Package design and development are often thought of as an integral part of the new product development process. Alternatively, development of a package (or component) can be a separate process, but must be linked closely with the product to be packaged. Package design starts with the identification of all the requirements: structural design, marketing, shelf life, quality assurance, logistics, legal, regulatory, graphic design, end-use, and environmental. The design criteria, performance (specified by package testing), completion time targets, resources, and cost constraints need to be established and agreed upon. Package design processes often employ rapid prototyping, computer-aided design, computer-aided manufacturing, and document automation.
With some types of products, the design process involves detailed regulatory requirements for the package. With packaging foods, for example, any package components that may contact the food are considered food contact materials. Toxicologists and food scientists need to verify that the packaging materials are permissible under applicable regulations. Packaging engineers need to verify that the completed package will keep the product safe for its intended shelf life with normal usage. Packaging processes, labeling, distribution, and sale need to be validated to comply with regulations and to ensure they have the well-being of the consumer in mind.
Package design may take place within a company or with various degrees of external packaging engineering: independent contractors, consultants, vendor evaluations, independent laboratories, contract packagers, or total outsourcing. Some sort of formal project planning and project management methodology is required for all but the simplest package design and development programs. An effective quality management system and verification and validation protocols are mandatory for some types of packaging and recommended for all.
Package development involves considerations for sustainability, environmental responsibility, and applicable environmental and recycling regulations. It may involve a life cycle assessment which considers the material and energy inputs and outputs to the package, the packaged product (contents), the packaging process, the logistics system, and waste management. It is necessary to know the relevant regulatory requirements for point of manufacture, sale, and use. The traditional “three R’s” of reduce, reuse, and recycle are part of a waste hierarchy which may be considered in product and package development.

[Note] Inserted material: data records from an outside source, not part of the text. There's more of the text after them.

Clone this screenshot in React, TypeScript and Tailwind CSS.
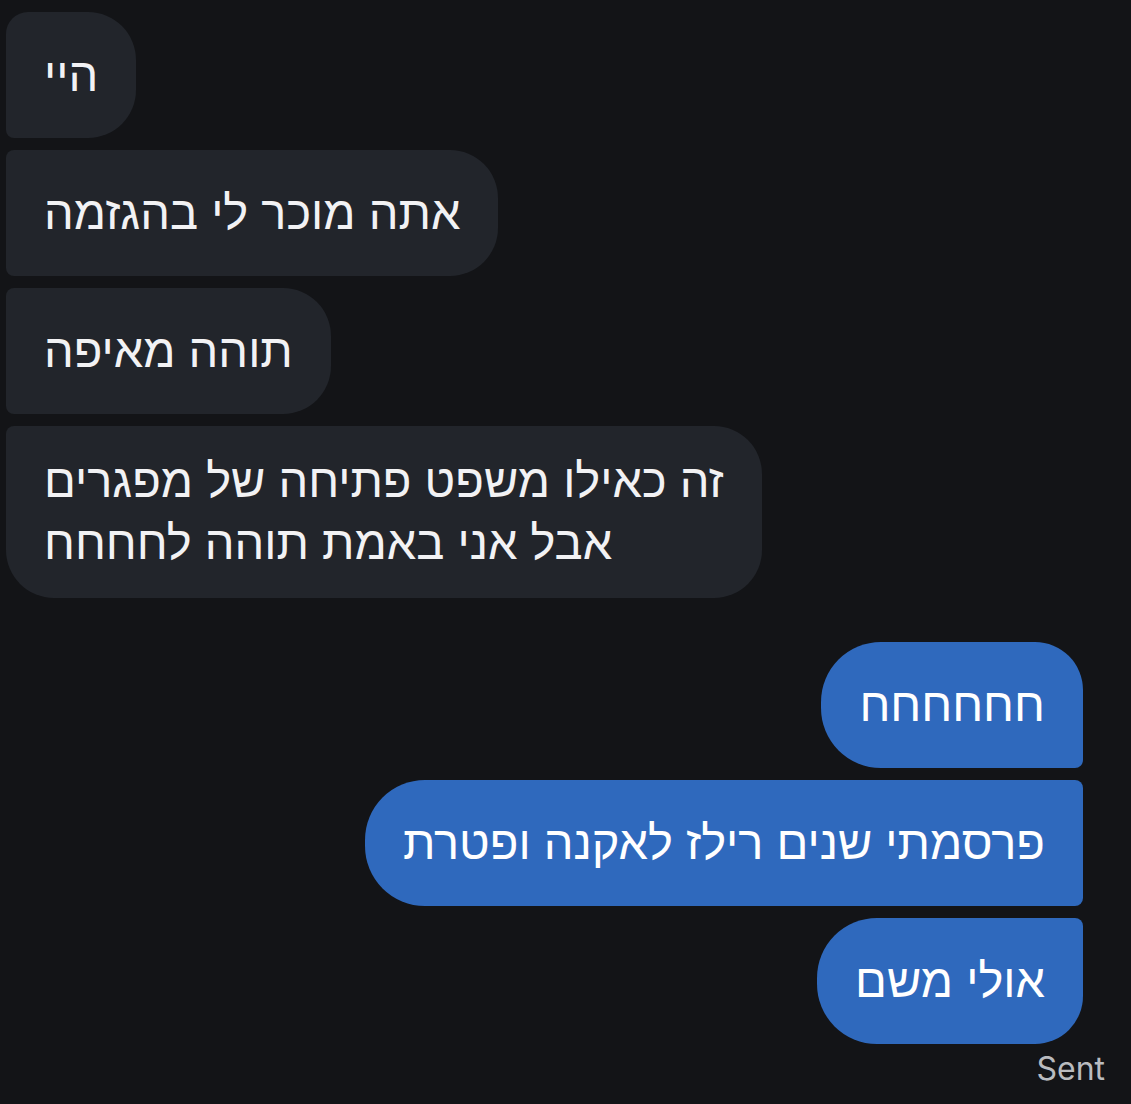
import React from "react";

const heb = { fontFamily: '"Liberation Sans", "DejaVu Sans", sans-serif' };

export default function App() {
  return (
    <div className="min-h-[1104px] w-[1131px] bg-[#131417] pt-[12px] pl-[6px] pr-[48px] flex flex-col">
      <div className="flex flex-col items-start gap-[12px]" dir="rtl" style={heb}>
        <div className="self-end h-[126px] flex items-center px-[38px] bg-[#22252b] text-[#f2f2f4] text-[47px] leading-[62px] whitespace-nowrap rounded-tl-[22px] rounded-bl-[8px] rounded-tr-[48px] rounded-br-[48px]">
          היי
        </div>
        <div className="self-end h-[126px] flex items-center px-[38px] bg-[#22252b] text-[#f2f2f4] text-[47px] leading-[62px] whitespace-nowrap rounded-tl-[8px] rounded-bl-[8px] rounded-tr-[48px] rounded-br-[48px]">
          אתה מוכר לי בהגזמה
        </div>
        <div className="self-end h-[126px] flex items-center px-[38px] bg-[#22252b] text-[#f2f2f4] text-[47px] leading-[62px] whitespace-nowrap rounded-tl-[8px] rounded-bl-[8px] rounded-tr-[48px] rounded-br-[48px]">
          תוהה מאיפה
        </div>
        <div className="self-end py-[24px] px-[38px] bg-[#22252b] text-[#f2f2f4] text-[47px] leading-[62px] whitespace-nowrap text-left rounded-tl-[8px] rounded-bl-[48px] rounded-tr-[48px] rounded-br-[48px]">
          זה כאילו משפט פתיחה של מפגרים
          <br />
          אבל אני באמת תוהה לחחחח
        </div>
      </div>
      <div className="mt-[44px] flex flex-col items-end gap-[12px]" dir="rtl" style={heb}>
        <div className="self-start h-[126px] flex items-center px-[38px] bg-[#2f69bd] text-white text-[47px] leading-[62px] whitespace-nowrap rounded-tr-[48px] rounded-br-[8px] rounded-tl-[60px] rounded-bl-[60px]">
          חחחחחח
        </div>
        <div className="self-start h-[126px] flex items-center px-[38px] bg-[#2f69bd] text-white text-[47px] leading-[62px] whitespace-nowrap rounded-tr-[8px] rounded-br-[8px] rounded-tl-[60px] rounded-bl-[60px]">
          פרסמתי שנים רילז לאקנה ופטרת
        </div>
        <div className="self-start h-[126px] flex items-center px-[38px] bg-[#2f69bd] text-white text-[47px] leading-[62px] whitespace-nowrap rounded-tr-[8px] rounded-br-[48px] rounded-tl-[60px] rounded-bl-[60px]">
          אולי משם
        </div>
      </div>
      <div className="flex justify-end mr-[-22px] mt-[3px]">
        <span className="text-[#b9bbbf] text-[32px] leading-[44px]" style={{ fontFamily: "Inter, sans-serif" }}>
          Sent
        </span>
      </div>
    </div>
  );
}
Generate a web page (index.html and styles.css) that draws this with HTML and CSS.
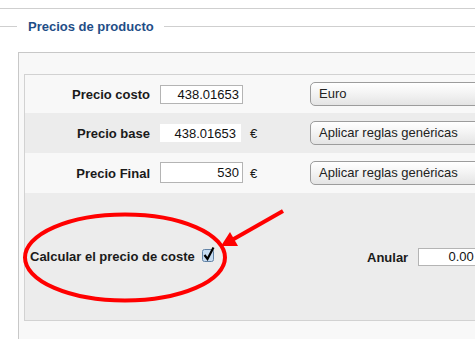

Environmental considerations include:
- Prevention – Waste prevention is a primary goal. Packaging should be used only where needed. Proper packaging can also help prevent waste. Packaging plays an important part in preventing loss or damage to the packaged-product (contents). Usually, the energy content and material usage of the product being packaged are much greater than that of the package. A vital function of the package is to protect the product for its intended use: if the product is damaged or degraded, its entire energy and material content may be lost.
- Disposal – Incineration, and placement in a sanitary landfill are needed for some materials. Certain states within the US regulate packages for toxic contents, which have the potential to contaminate emissions and ash from incineration and leachate from landfill. Packages should not be littered.
- Energy recovery – Waste-to-energy and refuse-derived fuel in approved facilities are able to make use of the heat available from the packaging components.
- Minimization – (also known as “source reduction”) The mass and volume of packaging (per unit of contents) can be measured and used as one of the criteria to minimize during the package design process. Usually “reduced” packaging also helps minimize costs. Packaging engineers continue to work toward reduced packaging.